Jonas Vingegaard was crowned Tour de France champion on Sunday after a gruelling 3,350km, 21-stage race, ending a journey which had its roots in the mundane surroundings of a fish factory in his native Denmark.
He follows compatriot Bjarne Riis who won the world’s most famous bike race – although later admitted to doping – in 1996, the year Vingegaard was born.
“Every day was quick, fast, it’s been rough. There has been a lot of attacking. It must have looked good on television,” said the champion.
It is a stunning success for Vingegaard, three weeks after the race pedalled off from Copenhagen for the first of three stages on home ground.

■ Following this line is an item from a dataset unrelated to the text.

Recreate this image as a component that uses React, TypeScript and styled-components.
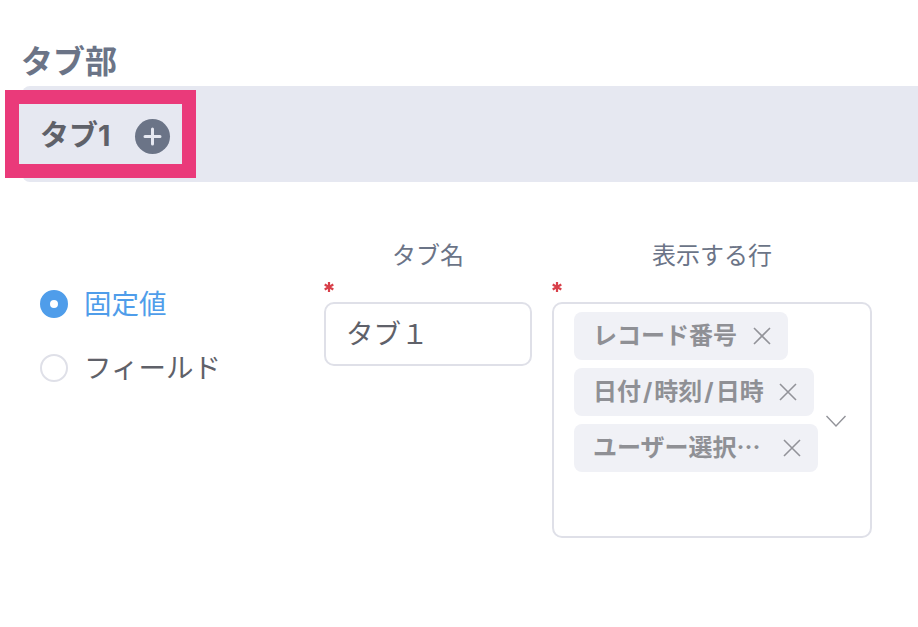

Over 35,000 paying fans had packed into Copenhagen’s Tivoli Gardens to greet the Tour de France riders before the race.
When it came to the turn of Dutch outfit Jumbo Visma, a roar went up which seemed to overwhelm the 25-year-old co-captain of the team, a quiet, unassuming rider.
Fighting back tears, Vingegaard looked far from a future champion of one of sport’s most difficult endurance tests.

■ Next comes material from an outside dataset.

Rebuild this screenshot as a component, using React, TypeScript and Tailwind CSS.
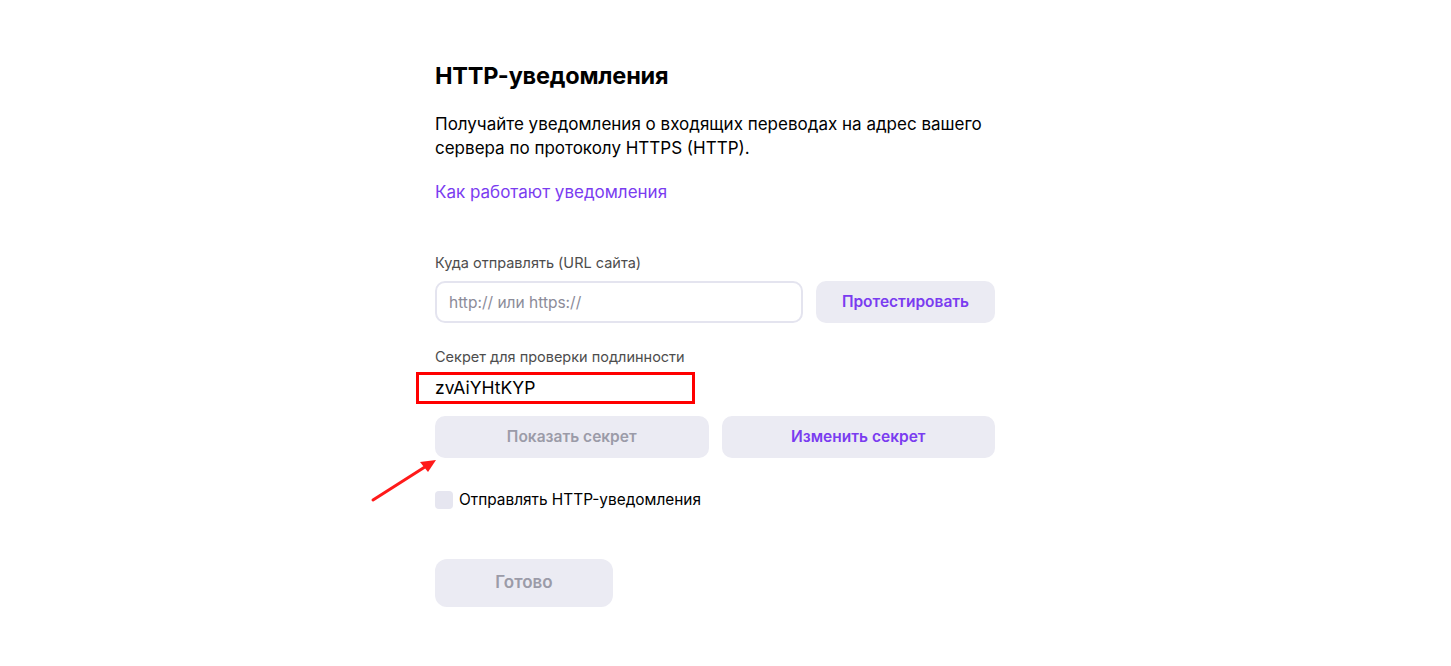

On the opening day time-trial, a wall of sound reverberated around Copenhagen, as their home hope’s progress was tracked along the downtown route.
While much of the rest of the world was unaware of Vingegaard, the man from northern Jutland was already a household name at home.
That was not only because of his cycling skills, but his mother-in-law who shot to national celebrity after competing on the Great Danish Bake Off show, and also featured on Denmark’s version of Dancing with the Stars.
Vingegaard was born in December 1996 and raised in Hillerslev, a fishing village of just 370 inhabitants, in a completely flat landscape on the shores of the North Sea.
Denmark’s previous Tour winner Riis was born in Herning, around 100km from Hillerslev.
As a child, Vingegaard played handball and football and was an avid fan of Liverpool, before turning to cycling after watching the Tour of Denmark pass close to his home.
With his slender frame and the windy flatlands of Denmark, his staggering climbing skills were yet to be revealed.
He joined Colo-Quick, a continental Tour team, at 19 and worked in a fish business in the mornings before training.
“I had to get up early, but it gave me something to do, and I wasn’t sure if I would become a professional cyclist,” Vingegaard said.
It was at Colo-Quick that he met his partner Trine Hansen, a marketing manager who is nine years his senior, with the couple having a young daughter Frida.
“He told me he was going to be a banker, and I thought I’d be a banker’s wife,” Hansen said this week.
Vingegaard joined Jumbo in 2019, where he says he “learned to cycle”.
He came to prominence at last year’s Tour de France, where riding under the radar he suddenly found himself team leader when Primoz Roglic crashed out, finishing second.
Shy and retiring, he refuses nearly all television engagements, relying on Trine to front the family image while he gets on with the cycling.
He relentlessly thanks her when interviewed, speaking of “his two girls at home” being the rocks of his life.
After meeting French President Emmanuel Macron following stage 18, Vingegaard was stunned.
“He knew my name,” said Vingegaard who admits he has had problems in the past with self-confidence.
On this Tour, he bettered two-time defending champion Tadej Pogacar on both the toughest mountain stages to clinch the champion’s yellow jersey that will make him a hero in his homeland.
“I don’t know how this will effect our lives, but I grew up somehow,” said Vingegaard. “But I feel better than ever”.